- [WHAT IS REQUIRED]: From the listing below, pull out all lines with "styles" in them.

---------------

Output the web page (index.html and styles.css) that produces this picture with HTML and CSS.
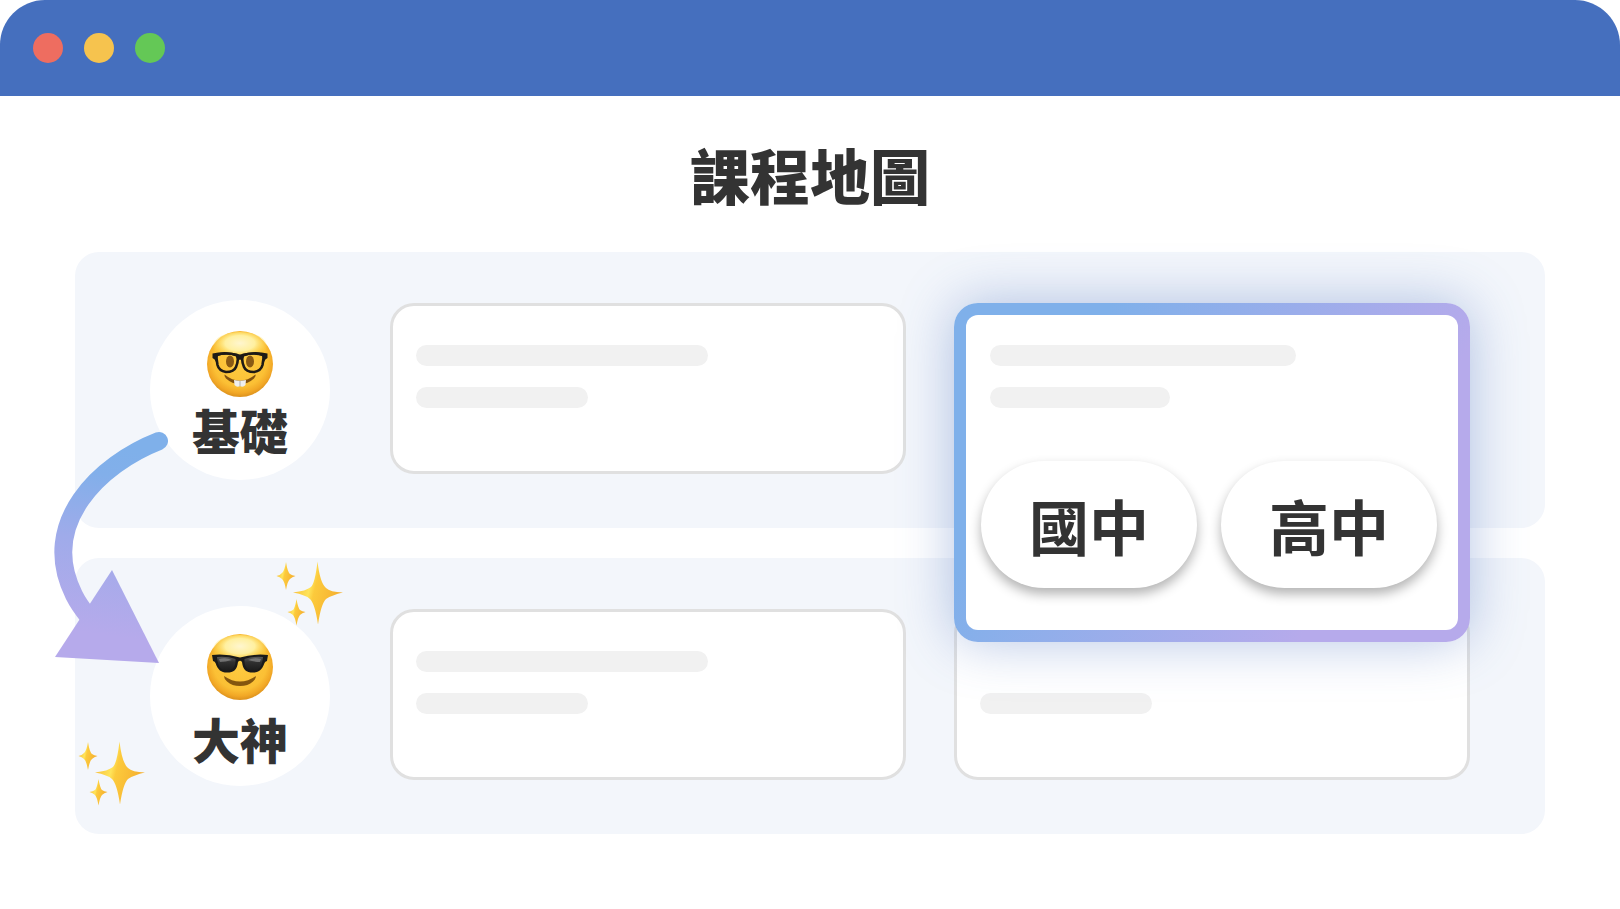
FILE: index.html
```html
<!DOCTYPE html>
<html lang="zh-Hant">
<head>
<meta charset="utf-8">
<title>課程地圖</title>
<link rel="stylesheet" href="styles.css">
</head>
<body>
<svg class="defs" aria-hidden="true">
  <defs>
    <radialGradient id="face" cx="0.5" cy="0.44" r="0.58">
      <stop offset="0" stop-color="#ffcd42"/>
      <stop offset="0.7" stop-color="#fbc035"/>
      <stop offset="0.86" stop-color="#f2a826"/>
      <stop offset="1" stop-color="#d58a1a"/>
    </radialGradient>
    <radialGradient id="shine" cx="0.5" cy="0.4" r="0.55">
      <stop offset="0" stop-color="#fff6cf"/>
      <stop offset="0.5" stop-color="#fff0a0"/>
      <stop offset="1" stop-color="#ffdc50" stop-opacity="0"/>
    </radialGradient>
    <linearGradient id="lens" x1="0" y1="0" x2="0" y2="1">
      <stop offset="0" stop-color="#5a5a5a"/>
      <stop offset="0.4" stop-color="#303030"/>
      <stop offset="1" stop-color="#1c1c1c"/>
    </linearGradient>
    <linearGradient id="spark" x1="0" y1="0" x2="1" y2="0.3">
      <stop offset="0" stop-color="#f5b02e"/>
      <stop offset="0.42" stop-color="#ffe45a"/>
      <stop offset="0.52" stop-color="#fcca3c"/>
      <stop offset="1" stop-color="#f5b030"/>
    </linearGradient>
    <linearGradient id="arrow" gradientUnits="userSpaceOnUse" x1="80" y1="20" x2="55" y2="205">
      <stop offset="0" stop-color="#7fb0ea"/>
      <stop offset="0.15" stop-color="#82afea"/>
      <stop offset="0.5" stop-color="#9fabea"/>
      <stop offset="1" stop-color="#b6aaeb"/>
    </linearGradient>
    <symbol id="sparkles" viewBox="0 0 70 66">
      <path fill="url(#spark)" d="M42.500 0.500 Q45 22 51 27 Q55 31 68 31.500 Q57 34 51 38 Q46 43 43 63.500 Q40 43 35 38 Q31 34 18 31.500 Q31 30 36 26 Q40 22 42.500 0.500Z"/>
      <path fill="url(#spark)" d="M11 1 Q12.500 11 15 13 Q17 14.500 20.500 15 Q17 16 15 18 Q12.500 20 11 29 Q9.500 20 7 18 Q5 16 1.500 15 Q5 14.500 7 12 Q9.500 10 11 1Z"/>
      <path fill="url(#spark)" d="M21.500 38 Q23 47 25 49 Q27 50.500 30.500 51 Q27 52 25 54 Q23 56 21.500 64.500 Q20 56 18 54 Q16 52 12.500 51 Q16 50.500 18 49 Q20 47 21.500 38Z"/>
    </symbol>
  </defs>
</svg>

<div class="window">
  <header class="titlebar">
    <span class="dot dot-close"></span>
    <span class="dot dot-min"></span>
    <span class="dot dot-max"></span>
  </header>

  <main class="content">
    <h1 class="heading">課程地圖</h1>

    <div class="levels">
      <section class="level">
        <div class="badge badge-basic">
          <svg class="emoji" viewBox="0 0 66 66" aria-hidden="true">
            <circle cx="33" cy="33" r="33" fill="url(#face)"/>
            <ellipse cx="33" cy="15" rx="27" ry="14" fill="url(#shine)"/>
            <ellipse cx="23" cy="30.500" rx="4" ry="6" fill="#8a5a14"/>
            <ellipse cx="43" cy="30.500" rx="4" ry="6" fill="#8a5a14"/>
            <path d="M17.500 43.500 Q33 56 48.500 43.500 Q49 45 47 47.500 Q41 53 33 53 Q25 53 19 47.500 Q17 45 17.500 43.500Z" fill="#7f5010"/>
            <path d="M27 49 Q33 50.500 39 49 L38.500 54 Q36 57 33 55 Q30 57 27.500 54Z" fill="#efefef"/>
            <path d="M33 50V55.500" stroke="#b0b0b0"/>
            <path fill="none" stroke="#1e1a16" stroke-width="2.600" stroke-linejoin="round" d="M9 24 Q19 21 30 24 Q32 29 29 36 Q27 41 19 41 Q12 40 10.500 34Z M57 24 Q47 21 36 24 Q34 29 37 36 Q39 41 47 41 Q54 40 55.500 34Z"/>
            <path fill="#1e1a16" d="M5.500 22.500 Q19 19 33 23.500 Q47 19 60.500 22.500 V27 Q58 28 57 31 L55 25 Q46 22 37 25.500 Q36 28 35 30 Q33 27 31 30 Q30 28 29 25.500 Q20 22 11 25 L9 31 Q8 28 5.500 27Z"/>
          </svg>
          <span class="badge-label">基礎</span>
          <svg class="arrow" viewBox="0 0 120 240" aria-hidden="true">
            <path fill="none" stroke="url(#arrow)" stroke-width="18" stroke-linecap="round" d="M109 11 C50 34 -12 93 24 165 Q29 175 38 186"/>
            <path fill="url(#arrow)" d="M62 140 L109 233 L5 227Z"/>
          </svg>
        </div>
        <div class="card">
          <span class="line line-long"></span>
          <span class="line line-short"></span>
        </div>
        <div class="slot">
          <div class="feature">
            <span class="line line-long"></span>
            <span class="line line-short"></span>
            <div class="choices">
              <button class="choice" type="button">國中</button>
              <button class="choice" type="button">高中</button>
            </div>
          </div>
        </div>
      </section>

      <section class="level">
        <div class="badge badge-expert">
          <svg class="emoji" viewBox="0 0 66 66" aria-hidden="true">
            <circle cx="33" cy="33" r="33" fill="url(#face)"/>
            <ellipse cx="33" cy="15" rx="27" ry="14" fill="url(#shine)"/>
            <path d="M17 42 Q33 53 49 42 Q49 45 46 47.500 Q41 52 33 52 Q25 52 20 47.500 Q17 45 17 42Z" fill="#84560f"/>
            <path fill="#1a1a1a" d="M5 21 Q19 19.500 33 23.500 Q47 19.500 61 21 L60 27 Q58 27.500 57.500 29 C55 36 52 38.500 46 38.500 C39 38.500 36 36 35 28 Q33 25.500 31 28 C30 36 27 38.500 20 38.500 C14 38.500 11 36 8.500 29 Q8 27.500 6 27Z"/>
            <path fill="url(#lens)" d="M10 23 Q20 22 28.500 25 C29 32 26 36.500 20 36.500 C13 36.500 11 32 10 23Z M56 23 Q46 22 37.500 25 C37 32 40 36.500 46 36.500 C53 36.500 55 32 56 23Z"/>
            <path fill="#a5a5a5" opacity="0.5" d="M12 25 Q19 23 25 26 Q18 28 13 28Z M41 26 Q47 23 54 25 L53 28 Q47 28 41 26Z"/>
          </svg>
          <span class="badge-label">大神</span>
          <svg class="sparkles sparkles-top" aria-hidden="true"><use href="#sparkles"/></svg>
          <svg class="sparkles sparkles-bottom" aria-hidden="true"><use href="#sparkles"/></svg>
        </div>
        <div class="card">
          <span class="line line-long"></span>
          <span class="line line-short"></span>
        </div>
        <div class="card card-end">
          <span class="line line-short"></span>
        </div>
      </section>
    </div>
  </main>
</div>
</body>
</html>
```

FILE: styles.css
```css
* {
  box-sizing: border-box;
}

body {
  margin: 0;
  background: #ffffff;
  color: #333333;
  font-family: "Noto Sans CJK TC", "Noto Sans", sans-serif;
}

.defs {
  position: absolute;
  width: 0;
  height: 0;
}

.window {
  min-height: 100vh;
  border-radius: 45px;
  overflow: hidden;
  background: #ffffff;
}

.titlebar {
  display: flex;
  align-items: center;
  gap: 21px;
  height: 96px;
  padding: 0 33px;
  background: #456fbe;
}

.dot {
  width: 30px;
  height: 30px;
  border-radius: 50%;
}

.dot-close { background: #ee6d60; }
.dot-min { background: #f6c34e; }
.dot-max { background: #64c856; }

.content {
  padding: 36px 75px 75px;
}

.heading {
  margin: 0 0 36px;
  font-size: 60px;
  line-height: 84px;
  font-weight: 900;
  text-align: center;
}

.levels {
  display: flex;
  flex-direction: column;
  gap: 30px;
}

.level {
  display: grid;
  grid-template-columns: 192px 1fr 1fr;
  column-gap: 48px;
  align-items: start;
  padding: 48px 75px;
  border-radius: 24px;
  background: #f3f6fb;
}

.badge {
  position: relative;
  display: flex;
  flex-direction: column;
  align-items: center;
  width: 180px;
  height: 180px;
  border-radius: 50%;
  background: #ffffff;
}

.badge-basic {
  padding-top: 31px;
}

.badge-expert {
  gap: 6px;
  padding-top: 28px;
}

.emoji {
  width: 66px;
  height: 66px;
}

.badge-label {
  font-size: 48px;
  line-height: 64px;
  font-weight: 900;
}

.arrow {
  position: absolute;
  z-index: 1;
  left: -100px;
  top: 130px;
  width: 120px;
  height: 240px;
}

.sparkles {
  position: absolute;
  width: 70px;
  height: 66px;
}

.sparkles-top {
  left: 125px;
  top: -45px;
}

.sparkles-bottom {
  left: -73px;
  top: 135px;
}

.card,
.feature {
  display: flex;
  flex-direction: column;
  gap: 21px;
  border-radius: 24px;
  background: #ffffff;
}

.card {
  height: 171px;
  margin-top: 3px;
  padding: 39px 23px;
  border: 3px solid #e0e0e0;
}

.card-end {
  padding-top: 81px;
}

.line {
  height: 21px;
  border-radius: 11px;
  background: #f1f1f1;
}

.line-long { width: 292px; }
.line-short { width: 172px; }

.slot {
  position: relative;
  margin-top: 3px;
}

.feature {
  position: absolute;
  z-index: 2;
  top: 0;
  left: 0;
  right: 0;
  padding: 30px 15px 42px;
  border: 12px solid transparent;
  background:
    linear-gradient(#ffffff, #ffffff) padding-box,
    linear-gradient(120deg, #7fb0ea 22%, #b6aaeb 76%) border-box;
  box-shadow: 0 0 54px rgba(69, 111, 190, 0.4);
}

.feature .line {
  margin-left: 9px;
}

.feature .line-long { width: 306px; }
.feature .line-short { width: 180px; }

.choices {
  display: grid;
  grid-template-columns: 1fr 1fr;
  gap: 24px;
  margin-top: 32px;
  padding-right: 6px;
}

.choice {
  height: 127px;
  padding: 0;
  border: 0;
  border-radius: 64px;
  background: #ffffff;
  box-shadow: 0 6px 12px rgba(0, 0, 0, 0.3);
  color: inherit;
  font: 700 60px/84px "Noto Sans CJK TC", "Noto Sans", sans-serif;
}
```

---------------

- [RESULT OF THE EXERCISE]:
Output the web page (index.html and styles.css) that produces this picture with HTML and CSS.
<link rel="stylesheet" href="styles.css">
FILE: styles.css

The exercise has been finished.